Le risque : Ă  se pavaner et Ă  montrer un bonheur mĂȘme fugace et superficiel, les images peuvent susciter une envie, une frustration. C’est dans ce contexte que des ennemis et des jaloux se profilent derriĂšre l’enlĂšvement de Kimmy, la vedette du blog de MĂ©lanie.

Ainsi, Ă  partir de la tendance sociale du dictat des rĂ©seaux sociaux, se profile une enquĂȘte policiĂšre. Celle-ci va aboutir Ă  une analyse des consĂ©quences psychologiques Ă  long terme sur les jeunes gĂ©nĂ©rations.
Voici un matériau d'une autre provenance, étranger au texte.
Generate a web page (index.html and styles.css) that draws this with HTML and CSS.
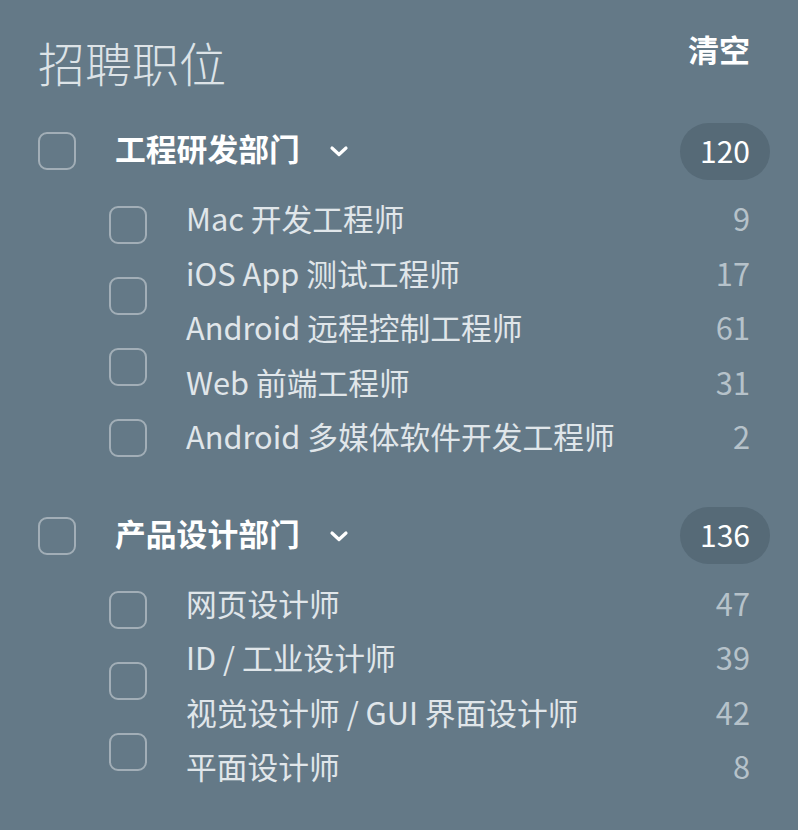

Delphine de Vigan part d’une rĂ©alitĂ© actuelle pour extrapoler sur l’avenir par l’intermĂ©diaire des enfants Diore. Du coup, le roman s’assimile presque Ă  un livre d’anticipation : le succĂšs des Ă©missions de tĂ©lĂ©-rĂ©alitĂ©, des chaĂźnes YouTube qui se multiplient, et des pages Facebook qui se remplissent.

Voici une prĂ©conisation pour tous les influenceurs avertis. Ils seraient bien inspirĂ©s de dĂ©laisser leur Smartphone et leurs followers pour passer plus de temps dans ce livre. Ou les livres en gĂ©nĂ©ral.đŸ€”.